Ele, agricultor e carvoeiro, e ela, mulher de casa, de lavoura e vendedeira de peixe, tinham três filhos, uma rapariga e dois rapazes, um deles atingido à nascença por maleita que lhe deu prá vida pose e jeito de Quasimodo.
Desde a infância à alvorada juvenil, fui estreito amigo, e por alguns meses companheiro na escola, do filho escorreito, o António. Ele atraí-se por mim porque eu era um menino-da-cidade com bola de borracha, e eu atraía-me por ele porque o pai tinha um cavalo-marrano que era uma delícia andar-lhe sobre o dorso e inopinadamente ser repelido para cima de uma sebe.

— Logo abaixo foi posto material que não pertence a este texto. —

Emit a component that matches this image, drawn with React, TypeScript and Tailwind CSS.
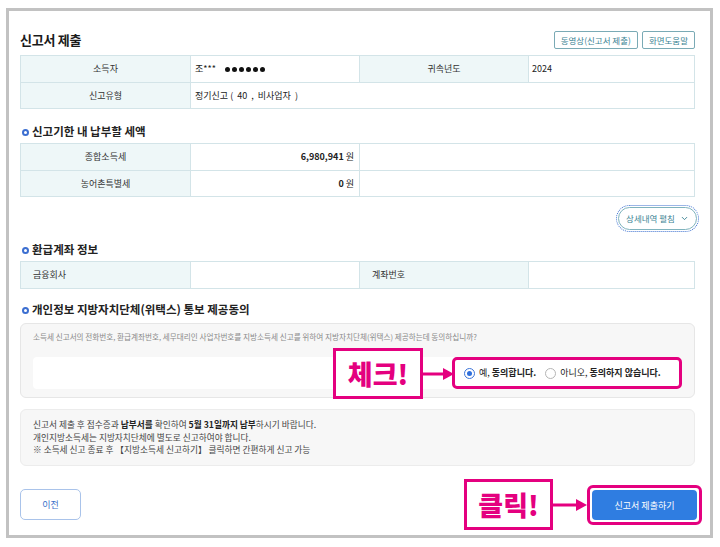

Abaixo do cavalo, na brincadeira, creio que fui tantas vezes como na vida a sério, embora dois anos mais tarde aprendesse a montar como era preciso no quartel da GNR no Carmo.
O Tio Galhano, a pé ou a conduzir a carroça, onde eu e os outros miúdos à sua passagem «íamos-de-guna», usava um boné de pala caída sobre a testa e tinha o hábito de pendurar a jaqueta num dos ombros. Nas tascas da Amélia, do Pisco e da Burrachinha, da minha tia Balbina, besuntou-me várias vezes a cara com aquele verde-tinto-pintor que atirava para a valeta quem ousasse pintar-se de mais.
A tia Galhana, de lenço florido na cabeça e de faixa cingida à cintura, por cima do avental, para não render ao fazer força, chamava-me, introduzia presunçosa a mão na algibeira e dava-me um rebuçado-da-tosse. - Anda, toma lá, «ó-da-Maria», chupa que te faz bem.